* **PROBLEM TO WORK ON**
Look through the listing for the word "this". Copy each line that has it.

* **EXTRACTED INFORMATION**
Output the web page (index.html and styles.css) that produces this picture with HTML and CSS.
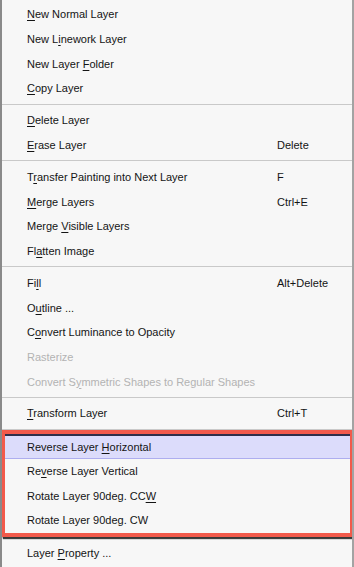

==

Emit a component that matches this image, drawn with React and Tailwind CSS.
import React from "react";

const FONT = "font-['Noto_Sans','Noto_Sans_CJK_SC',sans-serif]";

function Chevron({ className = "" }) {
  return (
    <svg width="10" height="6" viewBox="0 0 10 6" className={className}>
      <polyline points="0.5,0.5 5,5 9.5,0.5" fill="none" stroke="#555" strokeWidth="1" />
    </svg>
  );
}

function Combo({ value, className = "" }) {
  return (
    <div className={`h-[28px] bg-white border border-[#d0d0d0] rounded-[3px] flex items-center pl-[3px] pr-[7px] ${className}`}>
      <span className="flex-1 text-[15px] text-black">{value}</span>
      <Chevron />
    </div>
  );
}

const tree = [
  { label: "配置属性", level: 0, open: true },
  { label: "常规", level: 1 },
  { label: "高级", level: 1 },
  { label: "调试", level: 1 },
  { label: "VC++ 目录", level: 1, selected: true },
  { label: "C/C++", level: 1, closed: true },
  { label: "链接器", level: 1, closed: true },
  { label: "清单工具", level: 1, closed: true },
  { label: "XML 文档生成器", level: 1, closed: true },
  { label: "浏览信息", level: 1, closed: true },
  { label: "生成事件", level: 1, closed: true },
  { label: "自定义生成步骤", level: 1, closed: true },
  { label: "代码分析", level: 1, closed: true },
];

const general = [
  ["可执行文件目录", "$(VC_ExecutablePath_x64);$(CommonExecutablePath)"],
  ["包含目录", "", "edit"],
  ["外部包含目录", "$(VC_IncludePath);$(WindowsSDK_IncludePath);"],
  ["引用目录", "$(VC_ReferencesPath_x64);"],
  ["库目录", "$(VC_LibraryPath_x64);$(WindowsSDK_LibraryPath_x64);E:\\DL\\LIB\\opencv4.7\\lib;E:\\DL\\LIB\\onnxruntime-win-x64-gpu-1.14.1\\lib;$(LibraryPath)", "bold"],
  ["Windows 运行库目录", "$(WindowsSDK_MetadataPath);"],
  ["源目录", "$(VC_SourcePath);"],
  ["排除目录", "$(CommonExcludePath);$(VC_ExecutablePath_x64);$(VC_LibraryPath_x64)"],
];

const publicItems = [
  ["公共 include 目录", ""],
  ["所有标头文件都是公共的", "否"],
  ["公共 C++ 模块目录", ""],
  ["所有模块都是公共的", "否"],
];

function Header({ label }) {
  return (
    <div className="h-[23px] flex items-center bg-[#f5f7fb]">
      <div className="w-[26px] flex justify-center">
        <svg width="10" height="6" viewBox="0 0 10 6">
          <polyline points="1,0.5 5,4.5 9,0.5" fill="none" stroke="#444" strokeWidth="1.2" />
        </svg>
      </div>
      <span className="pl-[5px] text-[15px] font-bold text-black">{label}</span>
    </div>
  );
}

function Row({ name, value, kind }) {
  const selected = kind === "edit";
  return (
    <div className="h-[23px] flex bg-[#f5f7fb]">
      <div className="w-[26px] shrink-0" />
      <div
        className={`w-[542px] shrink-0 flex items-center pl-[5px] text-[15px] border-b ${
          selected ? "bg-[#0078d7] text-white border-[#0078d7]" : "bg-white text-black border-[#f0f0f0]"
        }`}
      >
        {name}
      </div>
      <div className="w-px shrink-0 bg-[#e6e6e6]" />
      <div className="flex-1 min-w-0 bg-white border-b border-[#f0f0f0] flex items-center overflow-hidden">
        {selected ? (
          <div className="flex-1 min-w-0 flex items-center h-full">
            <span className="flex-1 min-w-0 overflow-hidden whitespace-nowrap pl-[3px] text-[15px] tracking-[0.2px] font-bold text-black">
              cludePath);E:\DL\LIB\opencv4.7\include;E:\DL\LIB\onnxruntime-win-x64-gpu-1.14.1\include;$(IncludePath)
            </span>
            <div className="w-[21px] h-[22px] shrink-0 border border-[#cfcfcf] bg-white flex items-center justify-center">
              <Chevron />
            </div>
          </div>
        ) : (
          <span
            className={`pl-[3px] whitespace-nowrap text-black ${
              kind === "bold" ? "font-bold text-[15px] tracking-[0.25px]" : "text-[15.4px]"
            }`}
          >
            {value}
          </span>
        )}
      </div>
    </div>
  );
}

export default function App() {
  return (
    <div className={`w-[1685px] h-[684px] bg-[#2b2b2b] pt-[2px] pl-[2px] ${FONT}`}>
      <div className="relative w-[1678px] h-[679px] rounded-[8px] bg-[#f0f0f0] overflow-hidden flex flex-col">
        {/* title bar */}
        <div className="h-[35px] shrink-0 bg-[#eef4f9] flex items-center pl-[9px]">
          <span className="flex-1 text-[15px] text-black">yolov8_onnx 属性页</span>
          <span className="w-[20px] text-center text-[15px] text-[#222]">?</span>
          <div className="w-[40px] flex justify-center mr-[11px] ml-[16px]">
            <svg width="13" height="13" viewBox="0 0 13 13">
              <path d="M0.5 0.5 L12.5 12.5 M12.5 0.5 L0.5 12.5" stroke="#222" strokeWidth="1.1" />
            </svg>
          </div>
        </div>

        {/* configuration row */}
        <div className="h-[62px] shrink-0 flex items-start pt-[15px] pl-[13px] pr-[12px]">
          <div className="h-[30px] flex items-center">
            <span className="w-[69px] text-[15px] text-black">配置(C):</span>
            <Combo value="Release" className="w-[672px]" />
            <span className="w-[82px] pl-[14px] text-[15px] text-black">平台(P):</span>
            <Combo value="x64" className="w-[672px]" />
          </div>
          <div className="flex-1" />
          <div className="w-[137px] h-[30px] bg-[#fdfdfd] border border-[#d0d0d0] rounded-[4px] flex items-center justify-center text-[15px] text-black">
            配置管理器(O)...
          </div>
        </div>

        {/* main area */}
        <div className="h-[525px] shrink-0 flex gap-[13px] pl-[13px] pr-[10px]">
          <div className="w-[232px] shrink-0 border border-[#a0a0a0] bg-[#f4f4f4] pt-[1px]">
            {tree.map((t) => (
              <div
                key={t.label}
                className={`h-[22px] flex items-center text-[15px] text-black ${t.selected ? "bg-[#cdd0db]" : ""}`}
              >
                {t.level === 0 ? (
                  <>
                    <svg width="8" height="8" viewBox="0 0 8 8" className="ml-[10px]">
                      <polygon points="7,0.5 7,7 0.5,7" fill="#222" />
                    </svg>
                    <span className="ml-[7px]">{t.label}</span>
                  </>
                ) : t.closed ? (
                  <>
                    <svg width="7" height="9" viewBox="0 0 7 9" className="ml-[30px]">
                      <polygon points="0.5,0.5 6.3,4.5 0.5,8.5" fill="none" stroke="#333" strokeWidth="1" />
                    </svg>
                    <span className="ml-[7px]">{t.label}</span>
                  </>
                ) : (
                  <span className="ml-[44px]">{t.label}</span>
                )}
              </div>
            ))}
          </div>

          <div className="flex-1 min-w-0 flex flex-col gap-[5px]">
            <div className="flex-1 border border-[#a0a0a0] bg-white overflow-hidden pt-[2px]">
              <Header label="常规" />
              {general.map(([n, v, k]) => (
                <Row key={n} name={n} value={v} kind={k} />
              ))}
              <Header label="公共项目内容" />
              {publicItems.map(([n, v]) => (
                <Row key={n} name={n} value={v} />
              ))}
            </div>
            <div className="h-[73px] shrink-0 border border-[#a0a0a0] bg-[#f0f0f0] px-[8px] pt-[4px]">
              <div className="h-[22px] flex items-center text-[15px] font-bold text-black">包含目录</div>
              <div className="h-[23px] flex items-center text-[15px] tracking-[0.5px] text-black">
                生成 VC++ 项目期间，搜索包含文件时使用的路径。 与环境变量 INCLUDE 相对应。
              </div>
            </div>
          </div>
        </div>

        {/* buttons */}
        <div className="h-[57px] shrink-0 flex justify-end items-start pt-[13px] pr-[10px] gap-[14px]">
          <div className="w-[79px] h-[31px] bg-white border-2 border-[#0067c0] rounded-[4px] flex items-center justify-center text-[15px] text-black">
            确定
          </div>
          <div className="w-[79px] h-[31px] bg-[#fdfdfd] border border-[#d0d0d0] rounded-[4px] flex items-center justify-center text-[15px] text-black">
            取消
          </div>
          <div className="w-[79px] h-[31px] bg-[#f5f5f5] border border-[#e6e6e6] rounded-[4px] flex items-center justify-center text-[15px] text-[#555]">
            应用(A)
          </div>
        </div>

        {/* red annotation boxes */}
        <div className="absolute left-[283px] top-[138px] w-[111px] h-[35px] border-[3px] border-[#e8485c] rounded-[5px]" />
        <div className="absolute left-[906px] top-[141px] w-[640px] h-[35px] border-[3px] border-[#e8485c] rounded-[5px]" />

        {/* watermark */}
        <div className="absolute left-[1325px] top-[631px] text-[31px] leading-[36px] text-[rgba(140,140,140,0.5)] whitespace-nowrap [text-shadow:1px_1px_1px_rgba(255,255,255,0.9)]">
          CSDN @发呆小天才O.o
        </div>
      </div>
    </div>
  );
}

* **TASK RESULT**
Output the web page (index.html and styles.css) that produces this picture with HTML and CSS.
Emit a component that matches this image, drawn with React and Tailwind CSS.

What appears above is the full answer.